Script Learning

It’s been a busy few weeks, with the holidays and then a wedding – the first of our siblings children to tie the knot.  Also consuming no small amount of my time was the shinny new and cuddly MacBook Pro we bought for Brenda just before the end of the year.

We serve our children by drilling them on facts and prescribed processes, and testing their recall ONLY if THIS is what we expect for them

A new computer and operating system (Mavericks) thrills me.  New opportunities, and new and interesting ways of doing things, working, learning and playing.  

But Brenda doesn’t look at it that way.  We compliment each other in so many ways.  I strive for the new and unpredictable, while she holds to certainty and the traditional.  I’m smart enough to know that she’s smarter than me, so — it works.

And, so, I’ve been working to make her brand new MacBook Pro behave exactly the same way that her four-year-old white MacBook did – with a few unavoidable exceptions.

Her copy of Intuit’s Quicken  which she uses to keep our books, would not run on Mavericks   She stopped upgrading Quicken, when the software dropped its check-printing feature in 2006.  And so, converting her data from 2005’s Quicken, to the new Quicken Essentials, was not going smoothly.  In fact, my research indicated that it couldn’t be done.

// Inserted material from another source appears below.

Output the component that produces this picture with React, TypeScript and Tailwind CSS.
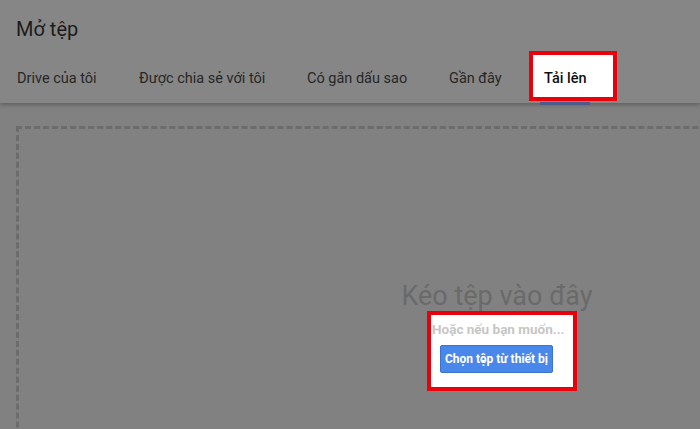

To get a second opinion, I called their tech support, and, after only about five minutes was connected to a young man with a delightfully exotic accent.  Not a problem. I love accents, even though my particular hearing disability makes interpreting them difficult for me.  The problem wasn’t his accent.  It was that he was determined to answer a question that I was not asking

I won’t go into detail, except to say that my research, prior to calling, informed me that there was a particular obstacle to upgrading from any version older than 2006.  He seemed not to hear that part of the problem and insisted on the standard upgrade process.  As that continually failed, he would leave the phone for increasing periods of time, coming back only to suggest something else that I had already tried before calling.  

I gave it an hour and a half, open to the possibility of a sudden and surprising solution, but then apologized and disconnected to make a 5:00 appointment.

The young man was working from a script, based on a set of expected and well understood problems, the solutions for which he had been thoroughly taught and tested.  I understand the approach.  It’s inexpensive, qualifies as successful training and probably solves a sizable number of predictable support problems.   However it is useless for unexpected and difficult to understand problems.

..and here’s the moral of my story.  If the last sixty-some years have taught me anything, it’s that most of what we experience in the future will be unexpected and difficult to understand and that much of what we didn’t expect and struggle to understand will actually reveal priceless opportunities.

We serve our future by drilling our children on facts and prescribed processes and testing their recall ONLY if it’s the picture above that that we expect for them.  Our children need to leave our schools practiced in a lifestyle of paying attention, evaluating, thinking, adapting, inventing and finding value.

I fear that this testing madness has already quite nearly ruined one generation.